Griffin contends that because MONY reimbursed him for mileage when he used his automobile on MONY business, MONY leased his automobile from him. Griffin cites only Webster’s Dictionary as authority for his assertion that MONY’s reimbursing him for mileage constituted a lease, and he claims the endorsements covered his automobile because MONY instructed him to go to College Station and told him what to do there.2

Our research reveals no Texas state cases interpreting the term “lease” in an automobile insurance contract. However, several federal cases have interpreted whether insureds “hired” vehicles for the purpose of insurance coverage. See Toops v. Gulf Coast Marine, Inc., 72 F.3d 483, 487-88 (5th Cir.1996); Sprow v. Hartford Ins. Co., 594 F.2d 418, 422 (5th Cir.1979); Russom v. Insurance Co. of N. Am., 421 F.2d 985, 993 (6th Cir.1970). In Toops, Dayton-Scott hired Rig Runner to deliver some crane equipment to Union Carbide. Rig Runner hired two drivers to transport the crane parts on tractor-trailers from Louisiana to Texas. One of the tractor-trailers struck and killed Toops.- Toops’s parents sued the driver, Rig Runner, and Dayton-Scott. During the litigation, Rig Runner demanded that Dayton-Seott’s insurers defend it and pay any judgment against it up to policy limits. When determining whether Dayton-Scott hired a “covered auto” under Dayton-Scott’s insurance policy, the Toops court distinguished between hiring a company that provides transportation and hiring a truck. The court stated, “[F]or a vehicle to constitute a hired automobile, there must be a separate contract by which the vehicle is hired or leased to the named insured for his exclusive use or control.” Toops, 72 F.3d at 487 (citing Sprow, 594 F.2d at 422). See also Liberty Mut. Ins. Co. v. American Employers Ins. Co., 556 S.W.2d 242, 245 (Tex.1977) (plant whose employees unloaded plywood decking delivered by plywood company was not “borrower” of plywood company’s truck as used in automobile insurance policy because it did not have possession [i.e., the right to exercise dominion and control] of truck).

We consider the reasoning of the federal courts persuasive and their analysis of “hired” applicable to the term “leased” in this case. For Griffin’s vehicle to be “leased” under MONY’s UIM or PIP endorsement, MONY must have had exclusive use or control of the vehicle during the lease. Toops, 72 F.3d at 487.

MONY may have instructed Griffin where to go and what to do at Texas A & M University and reimbursed him for his mileage, but the uncontroverted summary judgment evidence established that MONY did not have the right to use or control Griffin’s vehicle. Consequently, for purposes of the PIP and UIM endorsements, MONY did not lease Griffin’s car. We overrule Griffin’s first point of error.

Ambiguity

In his second point of error, Griffin contends the UIM and PIP endorsements are ambiguous and their meaning is a question of fact for a jury. Specifically, Griffin *919argues the term “lease” is ambiguous because the parties advance different definitions of the term.

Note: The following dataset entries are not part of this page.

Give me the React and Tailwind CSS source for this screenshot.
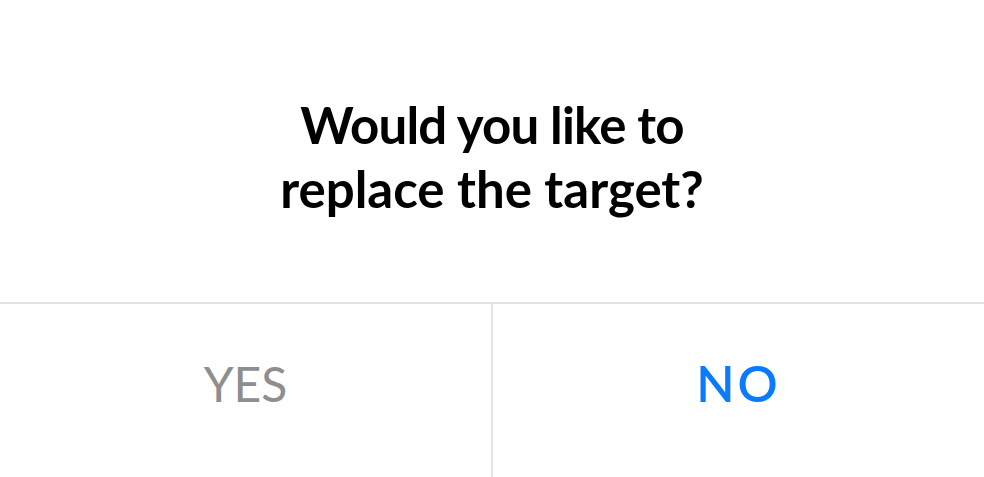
export default function App() {
  return (
    <div className="w-[984px] h-[477px] bg-white overflow-hidden flex flex-col" style={{ fontFamily: 'Lato, "Open Sans", sans-serif' }}>
      <div className="h-[302px] shrink-0 flex items-center justify-center pt-[12px]">
        <h1 className="text-center text-[51px] leading-[64px] font-bold text-black">
          <span className="tracking-[-0.8px]">Would you like to</span>
          <br />
          replace the target?
        </h1>
      </div>
      <div className="flex border-t-2 border-[#e3e3e3] flex-1">
        <button className="flex-1 flex items-center justify-center pb-[14px] text-[48px] text-[#8e8e8e] border-r-2 border-[#e3e3e3]">
          YES
        </button>
        <button className="flex-1 flex items-center justify-center pb-[14px] text-[50px] tracking-[3px] text-[#0a7aff] font-semibold">
          NO
        </button>
      </div>
    </div>
  )
}
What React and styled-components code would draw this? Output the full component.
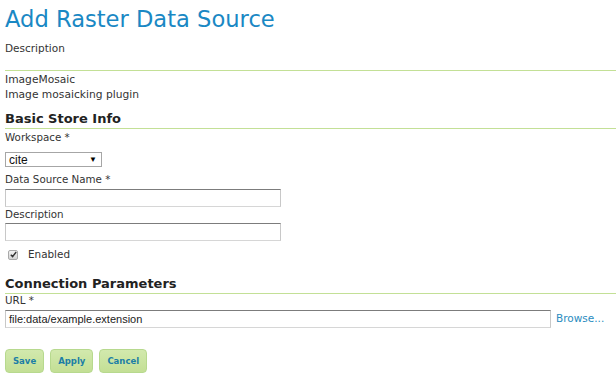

If an insurance contract is subject to more than one reasonable interpretation, the contract is ambiguous and the interpretation that most favors coverage for the insured will be adopted. Kelly Assocs., Ltd. v. Aetna Cas. & Sur. Co., 681 S.W.2d 593, 596 (Tex.1984). An ambiguity does not arise simply because the parties advance conflicting interpretations of the contract. Forbau v. Aetna Life Ins. Co., 876 S.W.2d 132, 134 (Tex.1994); Sun Oil Co. (Delaware) v. Madeley, 626 S.W.2d 726, 727 (Tex.1981). For an ambiguity to exist, both interpretations must be reasonable. See National Union Fire Ins. Co. v. CBI Indus., 907 S.W.2d 517, 520 (Tex.1995); see also Glover v. National Ins. Underwriters, 545 S.W.2d 755, 761 (Tex.1977). However, a contract is unambiguous as a matter of law if it can be given a definite or certain legal meaning. Columbia Gas Transmission Corp. v. New Ulm Gas, Ltd., 940 S.W.2d 587, 589 (Tex.1996); CBI Indus., 907 S.W.2d at 520.

We have already determined that “lease” has a definite meaning applicable to this case. Varying dictionary definitions of “lease” do not create an ambiguity. Under Griffin’s interpretation of the term, MONY’s UIM and PIP endorsements would cover any automobile driven by a MONY employee on company business. No reasonable corporation would pay premiums to insure its employees’ private vehicles when the corporation has no right to control or use the vehicles. There is no reasonable interpretation of “lease” that would apply to MONY’s reimbursing its employees for mileage when they use their private automobiles for MONY business. We overrule Griffin’s second point of error.

Accordingly, we affirm the trial court’s judgment.

. Citing Webster’s Dictionary, Griffin defines "lease” as "to grant the temporary possession or use of to another usually for compensation at a fixed rate,” and "hire” as "to engage the temporary use of at a set price.” Griffin argues that "lease” is synonymous with "rent,” "charter,” and "hire.” We agree that, for the purpose of analyzing Griffin’s argument, the terms "lease” and "hire” are interchangeable.